Posted on December 21, 2006 at 7:25 AM

'In order to defend the position that current trends in world communication and their different forms of impact contribute to the disempowerment of people, it should be clarified what disempowerment means. The term 'disempowerment' literally means making people powerless. It refers to a process in which people loose the capacity to control decisions affecting their lives. Disempowerment is the reduction of people's ability to define themselves and to construct their own identities.

 

Disempowerment can be both the outcome of a deliberate strategy (the process is intentional) or the unintended outcome of human acting (the process is coincidental). In the case of the latter process, disempowerment can be the result of a series of mutually reinforcing factors that in themselves do not indent to incapacitate people.

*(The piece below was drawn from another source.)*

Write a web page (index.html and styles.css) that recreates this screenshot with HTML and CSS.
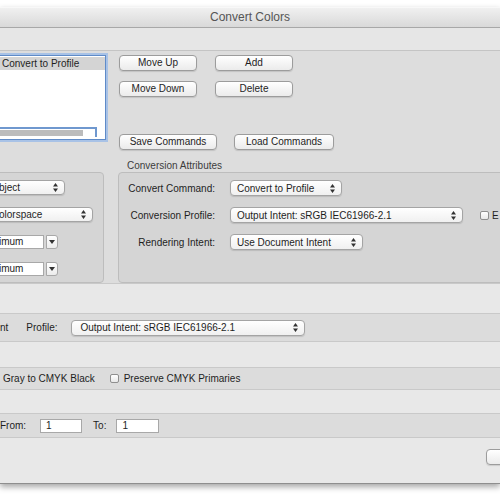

It may even be that acts aimed at enabling people have an unintended opposite outcome. Disempowerment as a strategy often employs the deceit of making people believe that existing conditions are desirable and preferred out of free will. The most perverse form of disempowerment makes people accept their own dependency and second rate position. Intentional disempowerment serves hegemonic purposes and is employed in a variety of social situations where some actors stand to benefit from the submissiveness of other actors.

 

In disempowerment strategies communication is often recognized by those intent on reducing peoples power as an effective tool. World communication furthers people's disempowerment since the major technological trend (digitization) creates new forms of dependency and vulnerability, the trend towards consolidation and deregulation reinforce censored access to information and limit use of knowledge resources, the trend towards globalization creates a cultural environment that victimizes people, spreads compulsive consumerism and reduces local cultural space.'   

 

 

Hamelink, C J. Trends in World Communication: On Disempowerment and Self-empowerment. (Southbound : Third World Network, 1994.)